As for editors, I initially started with DPP and learned a lot from there. Later on, I've moved to LR3 then LR4. At first, I just want to try it but found it easier to edit a RAW file with LR than with DPP. The only caveat is that there's an extra "import" step in LR which is quite slower when editing a lot of pictures. As of now, I'm still learning my way through LR but I like what I'm seeing so far. Also, try the LR presets. Aside from the built-in presets, there are lots of other downloadable presets from web. http://www.lightroompresets.com/, http://www.ononesoftware.com/products/lightroom-presets/. You can start by applying presets and adjusting them to your liking.


----------



## CanonMan (Jun 27, 2013)

Many thanks for all the replies. I guess my main issue is that the more I look at the changes I am making in Camera RAW (CS5) the more I don't know what looks good any more. I then compare to the same shot in JPEG and I can immediately see that the picture is not looking natural. Normally I manage to make the colors to bright. 
I am not interested in changing much. Recovering over or underexposed areas is great but that is a simple recovery process. Two screens might help. One with the JPEG and one with the RAW so that I can see the differences.

Thanks for the advice so far.


----------



## Jay Khaos (Jun 27, 2013)

Messing with exposure in a jpeg can leave "banding" where one color fades to another because there is less color info. If youre bumping up lights and pushing down darks, a brighter white has to fade to a darker black over the same distance.

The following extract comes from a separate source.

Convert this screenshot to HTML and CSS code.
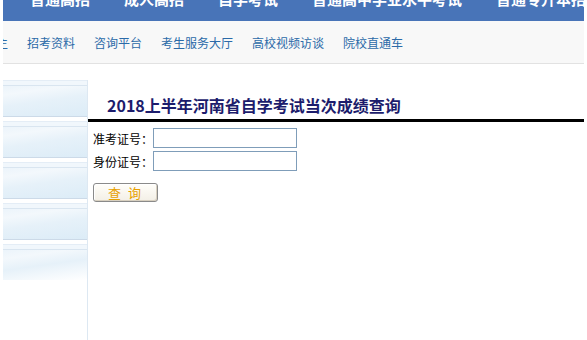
FILE: index.html
```html
<!DOCTYPE html>
<html lang="zh-CN">
<head>
    <meta charset="UTF-8">
    <meta name="viewport" content="width=device-width, initial-scale=1.0">
    <title>2018上半年河南省自学考试当次成绩查询</title>
    <link rel="stylesheet" href="styles.css">
</head>
<body>
    <div class="page">
        <div class="topbar">
            <a href="#">普通高招</a>
            <a href="#">成人高招</a>
            <a href="#">自学考试</a>
            <a href="#">普通高中学业水平考试</a>
            <a href="#">普通专升本招生</a>
        </div>

        <div class="subnav">
            <a href="#" class="cut">主</a>
            <a href="#">招考资料</a>
            <a href="#">咨询平台</a>
            <a href="#">考生服务大厅</a>
            <a href="#">高校视频访谈</a>
            <a href="#">院校直通车</a>
        </div>

        <div class="content">
            <div class="sidebar">
                <div class="side-block"></div>
                <div class="side-block"></div>
                <div class="side-block"></div>
                <div class="side-block"></div>
                <div class="side-block last"></div>
            </div>

            <div class="main">
                <h2 class="title">2018上半年河南省自学考试当次成绩查询</h2>

                <form class="query-form" onsubmit="return false;">
                    <div class="row">
                        <label for="zkzh">准考证号：</label>
                        <input type="text" id="zkzh">
                    </div>
                    <div class="row">
                        <label for="sfzh">身份证号：</label>
                        <input type="text" id="sfzh">
                    </div>
                    <button type="submit" class="btn">查 询</button>
                </form>
            </div>
        </div>
    </div>
</body>
</html>
```

FILE: styles.css
```css
body {
    margin: 0;
    background: #fff;
    font-family: "Noto Sans CJK SC", "Liberation Sans", sans-serif;
    font-size: 12px;
    color: #000;
    overflow: hidden;
}
a {
    text-decoration: none;
}
.page {
    margin-left: 3px;
    width: 581px;
}

/* top blue bar, page is scrolled a bit so the text is cut */
.topbar {
    height: 36px;
    margin-top: -15px;
    background-color: #4874b8;
    display: flex;
    gap: 34px;
    padding-left: 27px;
    overflow: hidden;
    white-space: nowrap;
}
.topbar a {
    color: #fff;
    font-size: 15px;
    font-weight: bold;
    line-height: 28px;
}

.subnav {
    height: 42px;
    background-color: #f8f8f8;
    border-bottom: 1px solid #e2e2e2;
    display: flex;
    align-items: center;
    gap: 19px;
    overflow: hidden;
    white-space: nowrap;
}
.subnav a {
    color: #2b6aa8;
    font-size: 12px;
}
.subnav a.cut {
    margin-left: -7px;
}

.content {
    display: flex;
    margin-top: 16px;
}
.sidebar {
    width: 84px;
    min-height: 270px;
    border-right: 1px solid #dde8f2;
}
.side-block {
    height: 35px;
    margin-bottom: 4px;
    border-top: 1px solid #e4edf6;
    border-bottom: 1px solid #ccdae8;
    background: linear-gradient(172deg, #e8f2fa 0%, #f3f8fc 30%, #e6f1f9 55%, #dcecf7 100%);
    box-shadow: inset 0 4px 0 #f1f7fc, inset 0 5px 0 #d9e5f0;
}
.side-block.last {
    border-bottom: none;
    background: linear-gradient(172deg, #e8f2fa 0%, #f3f8fc 30%, #e6f1f9 55%, #fff 100%);
}

.main {
    flex: 1;
}
.title {
    margin: 0;
    padding: 16px 0 5px 19px;
    height: 18px;
    line-height: 18px;
    font-size: 16px;
    font-weight: bold;
    color: #1c1c6c;
    border-bottom: 3px solid #000;
}

.query-form {
    padding: 6px 0 0 5px;
}
.row {
    display: flex;
    align-items: center;
    height: 20px;
    margin-bottom: 3px;
}
.row label {
    width: 60px;
    font-size: 12px;
}
.row input {
    box-sizing: border-box;
    width: 144px;
    height: 20px;
    margin: 0;
    border: 1px solid #7f9db9;
    padding: 0 2px;
    background: #fff;
}
.btn {
    margin-top: 9px;
    width: 65px;
    height: 19px;
    padding: 0;
    border: 1px solid #8a8a8a;
    border-radius: 3px;
    background: linear-gradient(#fffefa, #f3efe6);
    box-shadow: inset 1px 1px 0 #fff, inset -1px -1px 0 #d8d0c0;
    color: #e8a000;
    font-family: "Noto Sans CJK SC", sans-serif;
    font-size: 13px;
    line-height: 17px;
    letter-spacing: 2px;
    cursor: pointer;
}
```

That transition is smoother when done in RAW.

This isnt my photo, but it's a quick example what happens editing in raw versus editing as a jpeg


----------



## agierke (Jun 28, 2013)

not really sure why raw is such a big mystery. its fairly straight forward and you see what is happening instantly.

when i taught beginning students digital photography, their biggest hurdle was understanding what adjustments to make and how much. most were very clumsy and heavy handed with their adjustments...naturally their edited images ended up looking much worse than OOC. 

this had nothing to do with a perceived complexity of raw but more to do with a lack of understanding about the aesthetic qualities of density, contrast, color balance, and tonal gradations. i came to understand that these concepts were better grasped while learning on film as you really needed to pay close attention to what you were doing or your results would be disastrous. it is almost too easy in digital to make adjustments.

i would end up giving demos to my students showing how subtle adjustments combined together could really make an image stand out while large heavy adjustments would end up looking awkward. it takes time to learn these subtleties and to employ them effectively but it is by far worth it. raw also doesn't negate the necessity to know what good lighting is and how to expose properly.

you may find that raw is not for you and that you get more enjoyment out of just shooting jpg, but don't be fooled...a large segment of photography is putting raw to use very effectively and find it necessary to get the results they cant get from jpg.


----------